A Monologue with the Æther

Dealing with Scale on the Web

I recently added elevation profiles to the weblogue posts on my cross-continental bicycle ride. They are rudimentary still but quite serviceable. There is, however, a notable issue regarding screen resolution. Rather than providing a fixed width and height to the SVG files, I take advantage of the scalable bit in Scalable Vector Graphic by setting the viewBox attribute on the svg element, except these profiles are line/area graphs with axes for distance (independent variable) and elevation (dependent variable).

I generate the SVG files running the d3.js Javascript library via node to create static (so to speak) rather than dynamic images. It works well except for the issue when shrinking the image say by opening the page on a mobile screen the axes and the labelling squishes and the left axis has its labels pushed off-screen if the elevation is more than 2 digits. I can fix the issue by drawing the graph into a smaller region for instance a region whose bounds are mobile device sized, but that leads to equal ugliness when scaling the image up. Everything becomes too exaggerated.

Possible solutions: use d3.js to dynamically generate a graph sized to fit the screen it’s displaying on; don’t display the graph on small screens unless the viewer explicitly selects to view the image by clicking a link; other ideas which violate the purpose of using scalable vector graphics.

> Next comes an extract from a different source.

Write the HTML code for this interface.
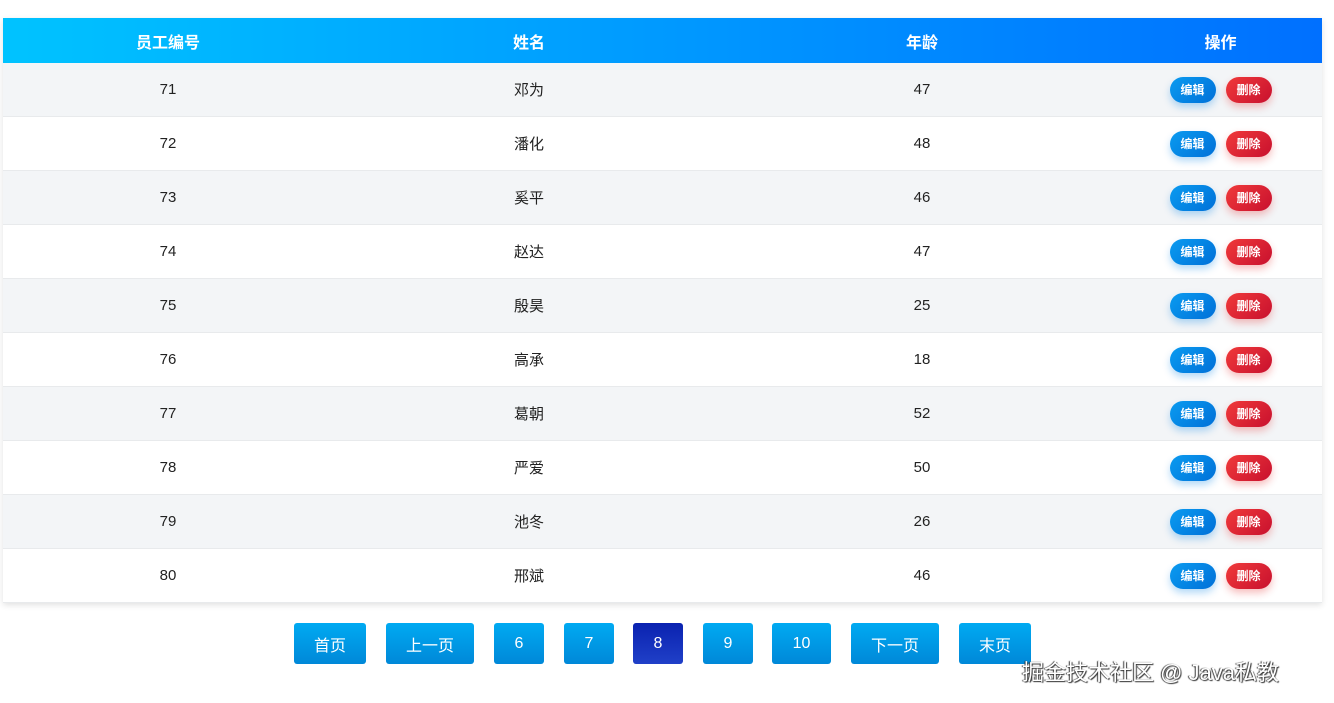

I don’t like either idea. The first suffers from needing to run Javascript and process datasets which add up to large sizes quickly. The second is preferable and would still require generating the image dynamically to fit the screen, but would defer the performance penalty to explicit viewer action. Each discrete elevation profile is not particularly problematic; the problem manifests most unhappily when attempting to draw the profile for entire 3800 mile trek. One of my goals is to not sacrifice content to reliance on Javascript. Meaning even if one loses functional niceties provided by Javascript, one shouldn’t be required to use Javascript to see all the content or use the site.

I suppose that I could resort to using a PNG fall-back graphic in the absence of a more dynamic approach (scaling SVG or Javascript).